Whether creating a disruptive business model, developing a radical innovation, or executing a cultural makeover, leaders know that their job is to drive organizational transformation to keep pace with today’s rapidly changing world.
They also know that the odds of success are against them.
Often, however, it is not the inability to solve technological or strategic problems that causes companies to fail. It is the human problems associated with change, such as fear, habits, politics, and lack of imagination, that frequently block efforts to innovate.
But if we could understand the psychological and cognitive biases that stymie innovation, couldn’t we do a better job at overcoming these barriers?
In our book, Leading Transformation: How to Take Charge of Your Company’s Future, we outline a new process rooted in an emerging field called behavioral transformation, which focuses on understanding how innovation and transformation actually happen in organizations.
The book is divided into three steps to help overcome the behavioral limitations that stymie innovation most: envisioning the future, breaking down resistance, and navigating unknown territory. The first step, envisioning the future, is necessary for all transformational efforts, and it is also one of the hardest. But with the right tools, it doesn’t have to be.
One of the biggest limitations to organizational innovation and transformation is the human tendency towards narrow thinking, or seeing only incremental improvements to the status quo.
In contrast, we admire innovators like Elon Musk and Jeff Bezos precisely because they dream bigger, dare bigger, and inspire those around them to change the world.
When we interviewed Musk and his team at Tesla, what surprised us most was how Musk’s vision to change the world to a renewable, electric vehicle future had infected everyone at the company. Engineers, assembly-line workers, and even custodians felt that they were changing the world through their work, not just making cars. One leader told us confidentially, “We don’t have the best engineers in the world, but they believe in what we are doing so much, we can do amazing things with them.”
The question then becomes, how can other leaders achieve a similar type of impact and help their organizations break free of incremental thinking? We suggest using strategic narratives and science fiction as tools for radically re-envisioning what is possible in your organization.
For centuries, stories have opened our eyes to what is possible, suspended our disbelief, and stirred our hearts into action. Stories are one of humankind’s oldest and most powerful tools.

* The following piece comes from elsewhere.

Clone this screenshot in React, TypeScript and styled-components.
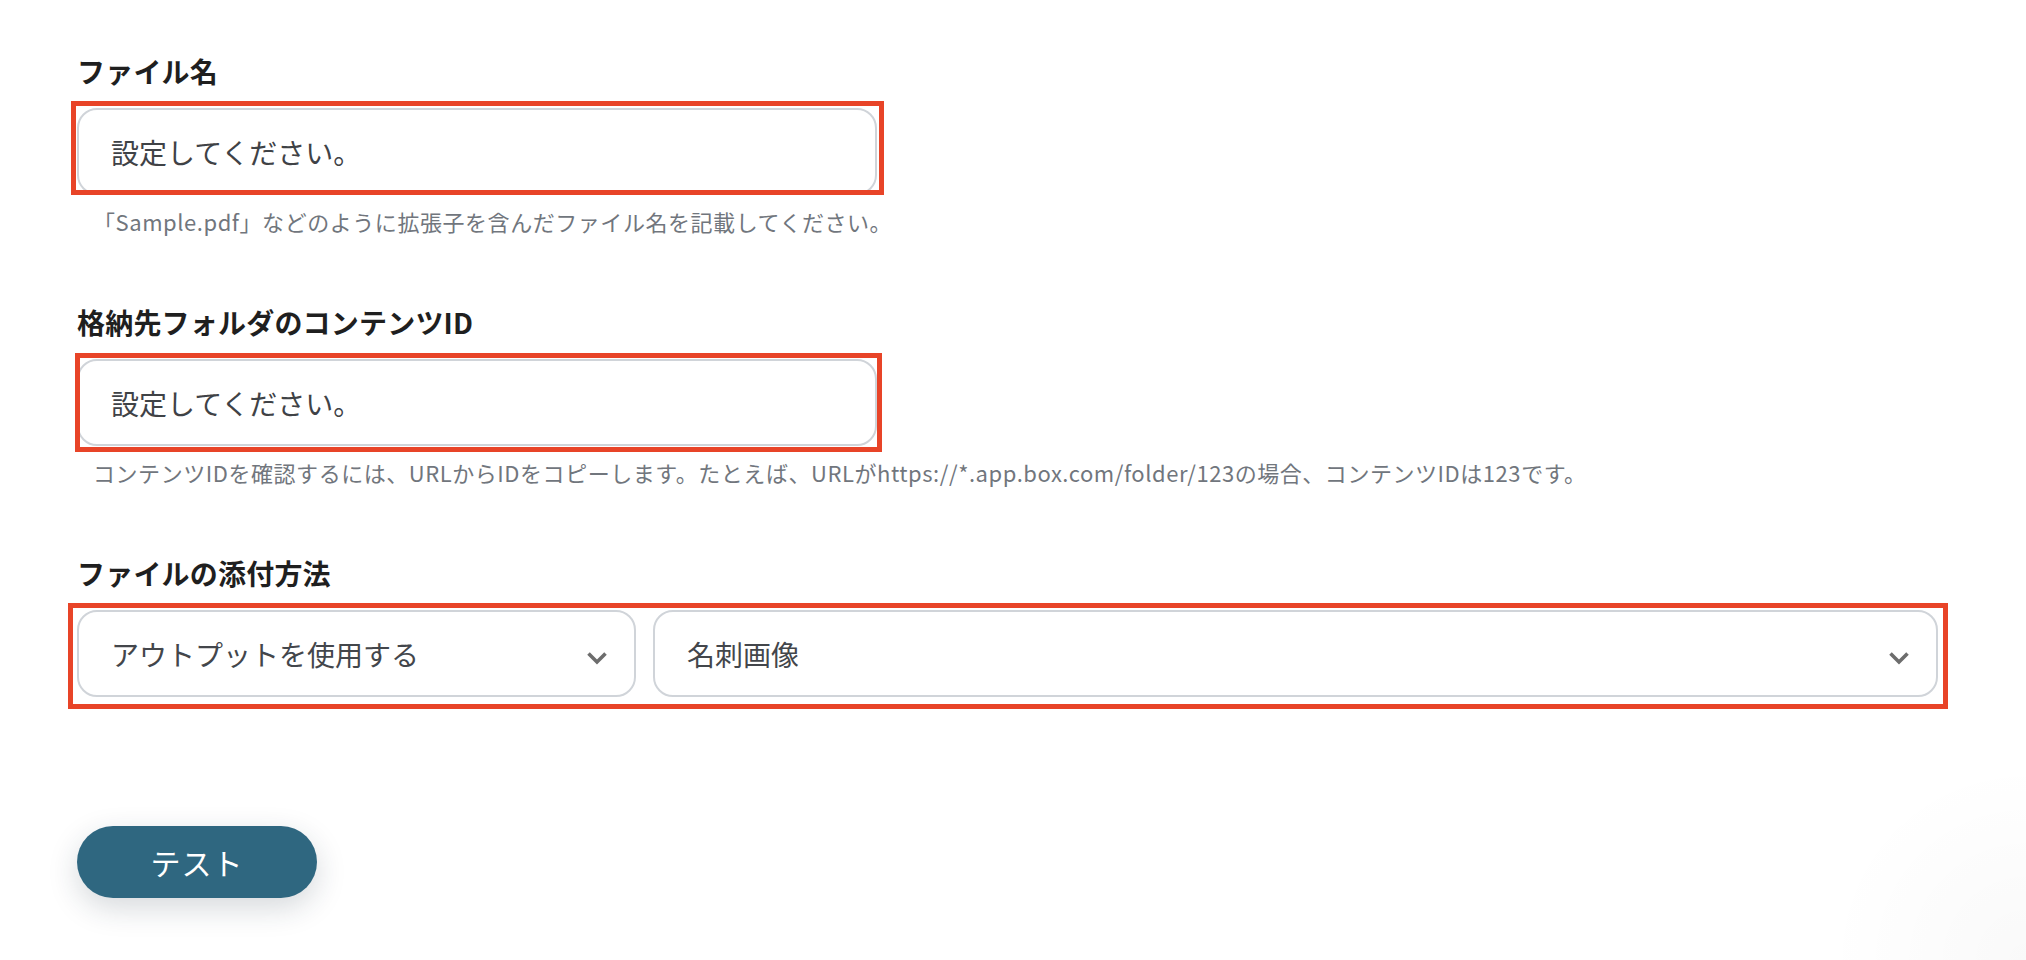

The power of story has its roots in evolutionary psychology: recent neuroscience research reveals that stories release a rush of neurochemicals that can literally sync people’s brains with one another and motivate action. When used properly, a story can help people see the future and transform them from adversaries into advocates working hard to create that future together.
As a transformational tool, science fiction and strategic narratives inspire us for several reasons.
First, they encourage us to imagine—even demand that we imagine—a different but possible future. Second, good science fiction takes into account the human elements of technology and change and wrestles with their implications. Thus, the good stories are less about the technology and more about the human problems that technology reveals or solves.
The resulting story in a strategic narrative involves a protagonist, a dilemma, and a resolution, all built into a narrative arc that gives us reason to believe. What matters most is finding a way of storytelling that overcomes your audience’s natural resistance to change and to thinking bigger about the future. In the book, we outline how to create a strategic narrative and then how to choose the right medium to tell your story, for example, by creating a comic book.
Together these elements—the abilities both to see further and to ask what problems can be solved—can help organizations and leaders break free of the biases that trap them in incremental thinking and instead open up to envisioning valuable new futures.
To create the future we desire in today’s complex and uncertain business climate, we need new tools and approaches to help leaders overcome the incrementalism, biases, and fears that hold back positive change and transformation.
Ultimately, transformation is about learning to envision the future you want to create, and then finding the right tools to help you take charge of the future for your organization.